- [Direction]: Give the listing again exactly, omitting its images.
[start of Data block]
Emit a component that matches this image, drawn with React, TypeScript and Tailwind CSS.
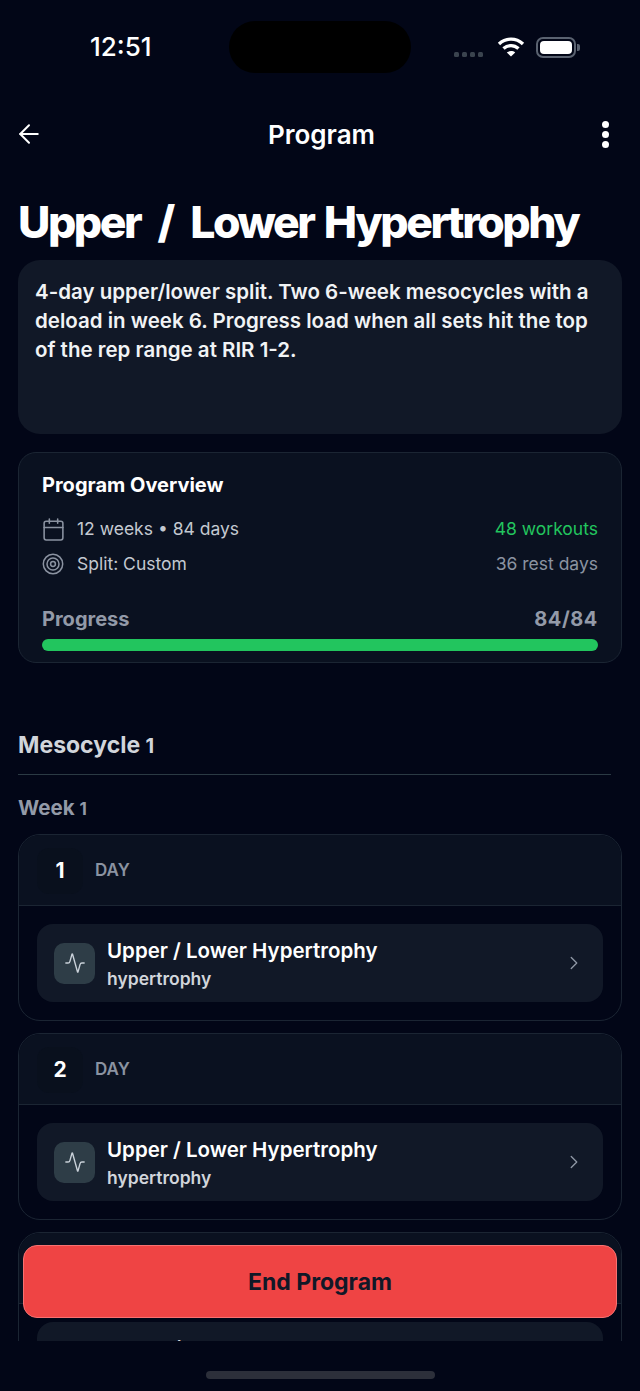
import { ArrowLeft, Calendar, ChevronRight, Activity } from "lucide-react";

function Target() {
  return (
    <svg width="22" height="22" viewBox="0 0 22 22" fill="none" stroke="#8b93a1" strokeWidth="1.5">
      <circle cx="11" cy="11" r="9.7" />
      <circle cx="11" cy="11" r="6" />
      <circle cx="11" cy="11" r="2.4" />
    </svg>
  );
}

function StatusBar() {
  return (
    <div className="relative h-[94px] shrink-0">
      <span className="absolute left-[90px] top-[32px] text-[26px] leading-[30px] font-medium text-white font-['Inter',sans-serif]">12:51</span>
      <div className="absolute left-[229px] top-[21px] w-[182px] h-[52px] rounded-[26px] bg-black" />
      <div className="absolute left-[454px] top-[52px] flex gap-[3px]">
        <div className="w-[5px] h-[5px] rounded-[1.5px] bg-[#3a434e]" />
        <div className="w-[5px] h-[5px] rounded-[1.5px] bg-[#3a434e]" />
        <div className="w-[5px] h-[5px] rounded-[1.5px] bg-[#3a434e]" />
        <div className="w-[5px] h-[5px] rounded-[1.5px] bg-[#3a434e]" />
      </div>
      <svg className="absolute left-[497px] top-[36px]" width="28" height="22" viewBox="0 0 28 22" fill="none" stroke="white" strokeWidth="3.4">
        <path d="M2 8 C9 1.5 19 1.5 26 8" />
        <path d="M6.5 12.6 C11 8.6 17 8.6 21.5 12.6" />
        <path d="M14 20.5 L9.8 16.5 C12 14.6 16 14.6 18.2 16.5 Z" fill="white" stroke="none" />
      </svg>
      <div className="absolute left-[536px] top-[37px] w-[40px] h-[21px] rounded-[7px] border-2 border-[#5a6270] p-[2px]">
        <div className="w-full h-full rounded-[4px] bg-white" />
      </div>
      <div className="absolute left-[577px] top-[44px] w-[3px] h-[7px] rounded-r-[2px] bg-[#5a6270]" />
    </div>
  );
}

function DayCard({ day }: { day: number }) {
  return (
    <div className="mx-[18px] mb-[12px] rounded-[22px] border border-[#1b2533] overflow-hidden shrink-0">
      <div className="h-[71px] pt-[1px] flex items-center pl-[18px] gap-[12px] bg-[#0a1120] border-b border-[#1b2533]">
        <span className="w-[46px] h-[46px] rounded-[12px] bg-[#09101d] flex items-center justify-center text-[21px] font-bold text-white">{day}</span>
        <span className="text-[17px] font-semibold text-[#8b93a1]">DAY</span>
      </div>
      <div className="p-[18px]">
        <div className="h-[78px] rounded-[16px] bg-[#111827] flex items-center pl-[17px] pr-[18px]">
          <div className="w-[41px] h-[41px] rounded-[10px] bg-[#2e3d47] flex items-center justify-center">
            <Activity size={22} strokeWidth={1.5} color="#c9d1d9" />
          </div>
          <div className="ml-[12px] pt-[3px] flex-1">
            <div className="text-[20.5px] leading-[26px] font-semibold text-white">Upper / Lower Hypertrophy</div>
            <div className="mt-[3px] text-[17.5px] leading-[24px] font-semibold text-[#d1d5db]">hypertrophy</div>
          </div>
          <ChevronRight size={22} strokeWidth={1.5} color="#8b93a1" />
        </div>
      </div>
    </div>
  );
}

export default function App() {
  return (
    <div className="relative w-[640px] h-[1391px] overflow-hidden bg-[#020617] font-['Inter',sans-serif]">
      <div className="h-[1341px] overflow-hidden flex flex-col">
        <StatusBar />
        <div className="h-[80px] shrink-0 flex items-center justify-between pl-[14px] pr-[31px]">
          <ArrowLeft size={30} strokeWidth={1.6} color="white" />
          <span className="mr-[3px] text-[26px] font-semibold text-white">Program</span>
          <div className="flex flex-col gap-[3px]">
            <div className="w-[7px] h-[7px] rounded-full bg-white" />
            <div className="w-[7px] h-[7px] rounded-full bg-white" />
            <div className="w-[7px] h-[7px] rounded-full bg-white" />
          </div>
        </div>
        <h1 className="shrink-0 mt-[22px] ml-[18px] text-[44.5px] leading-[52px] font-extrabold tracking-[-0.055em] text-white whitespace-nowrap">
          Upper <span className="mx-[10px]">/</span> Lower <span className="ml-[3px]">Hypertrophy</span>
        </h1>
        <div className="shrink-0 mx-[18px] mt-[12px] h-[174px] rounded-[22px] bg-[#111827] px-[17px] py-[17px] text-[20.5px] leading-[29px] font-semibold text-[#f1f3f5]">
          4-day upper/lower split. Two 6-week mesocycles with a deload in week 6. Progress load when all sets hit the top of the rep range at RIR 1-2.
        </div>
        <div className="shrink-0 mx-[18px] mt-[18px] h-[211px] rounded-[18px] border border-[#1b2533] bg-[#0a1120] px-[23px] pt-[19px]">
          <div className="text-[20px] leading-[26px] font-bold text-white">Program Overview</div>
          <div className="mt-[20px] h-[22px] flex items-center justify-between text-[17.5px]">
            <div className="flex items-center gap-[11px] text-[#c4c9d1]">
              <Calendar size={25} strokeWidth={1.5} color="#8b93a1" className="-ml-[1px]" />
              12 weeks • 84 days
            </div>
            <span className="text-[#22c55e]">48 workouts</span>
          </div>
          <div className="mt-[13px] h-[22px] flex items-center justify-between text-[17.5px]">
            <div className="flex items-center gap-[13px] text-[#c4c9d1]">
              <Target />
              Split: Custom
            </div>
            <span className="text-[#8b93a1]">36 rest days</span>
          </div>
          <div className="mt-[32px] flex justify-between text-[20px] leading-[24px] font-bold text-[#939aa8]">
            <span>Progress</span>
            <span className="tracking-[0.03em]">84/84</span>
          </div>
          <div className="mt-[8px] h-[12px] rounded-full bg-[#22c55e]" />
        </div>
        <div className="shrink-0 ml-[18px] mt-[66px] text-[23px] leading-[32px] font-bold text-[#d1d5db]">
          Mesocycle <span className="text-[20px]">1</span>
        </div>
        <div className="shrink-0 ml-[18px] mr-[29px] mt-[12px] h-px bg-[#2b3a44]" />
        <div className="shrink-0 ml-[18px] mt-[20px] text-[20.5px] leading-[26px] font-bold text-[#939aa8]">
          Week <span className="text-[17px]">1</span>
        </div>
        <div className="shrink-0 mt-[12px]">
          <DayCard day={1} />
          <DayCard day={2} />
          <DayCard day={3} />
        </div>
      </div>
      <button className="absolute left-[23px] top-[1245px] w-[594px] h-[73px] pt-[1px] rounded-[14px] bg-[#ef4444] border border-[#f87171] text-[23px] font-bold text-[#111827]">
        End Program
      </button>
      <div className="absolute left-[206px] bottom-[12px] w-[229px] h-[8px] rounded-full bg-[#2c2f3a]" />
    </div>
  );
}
[end of Data block]
- [Written solution]:
Emit a component that matches this image, drawn with React, TypeScript and Tailwind CSS.
import { ArrowLeft, Calendar, ChevronRight, Activity } from "lucide-react";

function Target() {
  return (
    <svg width="22" height="22" viewBox="0 0 22 22" fill="none" stroke="#8b93a1" strokeWidth="1.5">
      <circle cx="11" cy="11" r="9.7" />
      <circle cx="11" cy="11" r="6" />
      <circle cx="11" cy="11" r="2.4" />
    </svg>
  );
}

function StatusBar() {
  return (
    <div className="relative h-[94px] shrink-0">
      <span className="absolute left-[90px] top-[32px] text-[26px] leading-[30px] font-medium text-white font-['Inter',sans-serif]">12:51</span>
      <div className="absolute left-[229px] top-[21px] w-[182px] h-[52px] rounded-[26px] bg-black" />
      <div className="absolute left-[454px] top-[52px] flex gap-[3px]">
        <div className="w-[5px] h-[5px] rounded-[1.5px] bg-[#3a434e]" />
        <div className="w-[5px] h-[5px] rounded-[1.5px] bg-[#3a434e]" />
        <div className="w-[5px] h-[5px] rounded-[1.5px] bg-[#3a434e]" />
        <div className="w-[5px] h-[5px] rounded-[1.5px] bg-[#3a434e]" />
      </div>
      <svg className="absolute left-[497px] top-[36px]" width="28" height="22" viewBox="0 0 28 22" fill="none" stroke="white" strokeWidth="3.4">
        <path d="M2 8 C9 1.5 19 1.5 26 8" />
        <path d="M6.5 12.6 C11 8.6 17 8.6 21.5 12.6" />
        <path d="M14 20.5 L9.8 16.5 C12 14.6 16 14.6 18.2 16.5 Z" fill="white" stroke="none" />
      </svg>
      <div className="absolute left-[536px] top-[37px] w-[40px] h-[21px] rounded-[7px] border-2 border-[#5a6270] p-[2px]">
        <div className="w-full h-full rounded-[4px] bg-white" />
      </div>
      <div className="absolute left-[577px] top-[44px] w-[3px] h-[7px] rounded-r-[2px] bg-[#5a6270]" />
    </div>
  );
}

function DayCard({ day }: { day: number }) {
  return (
    <div className="mx-[18px] mb-[12px] rounded-[22px] border border-[#1b2533] overflow-hidden shrink-0">
      <div className="h-[71px] pt-[1px] flex items-center pl-[18px] gap-[12px] bg-[#0a1120] border-b border-[#1b2533]">
        <span className="w-[46px] h-[46px] rounded-[12px] bg-[#09101d] flex items-center justify-center text-[21px] font-bold text-white">{day}</span>
        <span className="text-[17px] font-semibold text-[#8b93a1]">DAY</span>
      </div>
      <div className="p-[18px]">
        <div className="h-[78px] rounded-[16px] bg-[#111827] flex items-center pl-[17px] pr-[18px]">
          <div className="w-[41px] h-[41px] rounded-[10px] bg-[#2e3d47] flex items-center justify-center">
            <Activity size={22} strokeWidth={1.5} color="#c9d1d9" />
          </div>
          <div className="ml-[12px] pt-[3px] flex-1">
            <div className="text-[20.5px] leading-[26px] font-semibold text-white">Upper / Lower Hypertrophy</div>
            <div className="mt-[3px] text-[17.5px] leading-[24px] font-semibold text-[#d1d5db]">hypertrophy</div>
          </div>
          <ChevronRight size={22} strokeWidth={1.5} color="#8b93a1" />
        </div>
      </div>
    </div>
  );
}

export default function App() {
  return (
    <div className="relative w-[640px] h-[1391px] overflow-hidden bg-[#020617] font-['Inter',sans-serif]">
      <div className="h-[1341px] overflow-hidden flex flex-col">
        <StatusBar />
        <div className="h-[80px] shrink-0 flex items-center justify-between pl-[14px] pr-[31px]">
          <ArrowLeft size={30} strokeWidth={1.6} color="white" />
          <span className="mr-[3px] text-[26px] font-semibold text-white">Program</span>
          <div className="flex flex-col gap-[3px]">
            <div className="w-[7px] h-[7px] rounded-full bg-white" />
            <div className="w-[7px] h-[7px] rounded-full bg-white" />
            <div className="w-[7px] h-[7px] rounded-full bg-white" />
          </div>
        </div>
        <h1 className="shrink-0 mt-[22px] ml-[18px] text-[44.5px] leading-[52px] font-extrabold tracking-[-0.055em] text-white whitespace-nowrap">
          Upper <span className="mx-[10px]">/</span> Lower <span className="ml-[3px]">Hypertrophy</span>
        </h1>
        <div className="shrink-0 mx-[18px] mt-[12px] h-[174px] rounded-[22px] bg-[#111827] px-[17px] py-[17px] text-[20.5px] leading-[29px] font-semibold text-[#f1f3f5]">
          4-day upper/lower split. Two 6-week mesocycles with a deload in week 6. Progress load when all sets hit the top of the rep range at RIR 1-2.
        </div>
        <div className="shrink-0 mx-[18px] mt-[18px] h-[211px] rounded-[18px] border border-[#1b2533] bg-[#0a1120] px-[23px] pt-[19px]">
          <div className="text-[20px] leading-[26px] font-bold text-white">Program Overview</div>
          <div className="mt-[20px] h-[22px] flex items-center justify-between text-[17.5px]">
            <div className="flex items-center gap-[11px] text-[#c4c9d1]">
              <Calendar size={25} strokeWidth={1.5} color="#8b93a1" className="-ml-[1px]" />
              12 weeks • 84 days
            </div>
            <span className="text-[#22c55e]">48 workouts</span>
          </div>
          <div className="mt-[13px] h-[22px] flex items-center justify-between text-[17.5px]">
            <div className="flex items-center gap-[13px] text-[#c4c9d1]">
              <Target />
              Split: Custom
            </div>
            <span className="text-[#8b93a1]">36 rest days</span>
          </div>
          <div className="mt-[32px] flex justify-between text-[20px] leading-[24px] font-bold text-[#939aa8]">
            <span>Progress</span>
            <span className="tracking-[0.03em]">84/84</span>
          </div>
          <div className="mt-[8px] h-[12px] rounded-full bg-[#22c55e]" />
        </div>
        <div className="shrink-0 ml-[18px] mt-[66px] text-[23px] leading-[32px] font-bold text-[#d1d5db]">
          Mesocycle <span className="text-[20px]">1</span>
        </div>
        <div className="shrink-0 ml-[18px] mr-[29px] mt-[12px] h-px bg-[#2b3a44]" />
        <div className="shrink-0 ml-[18px] mt-[20px] text-[20.5px] leading-[26px] font-bold text-[#939aa8]">
          Week <span className="text-[17px]">1</span>
        </div>
        <div className="shrink-0 mt-[12px]">
          <DayCard day={1} />
          <DayCard day={2} />
          <DayCard day={3} />
        </div>
      </div>
      <button className="absolute left-[23px] top-[1245px] w-[594px] h-[73px] pt-[1px] rounded-[14px] bg-[#ef4444] border border-[#f87171] text-[23px] font-bold text-[#111827]">
        End Program
      </button>
      <div className="absolute left-[206px] bottom-[12px] w-[229px] h-[8px] rounded-full bg-[#2c2f3a]" />
    </div>
  );
}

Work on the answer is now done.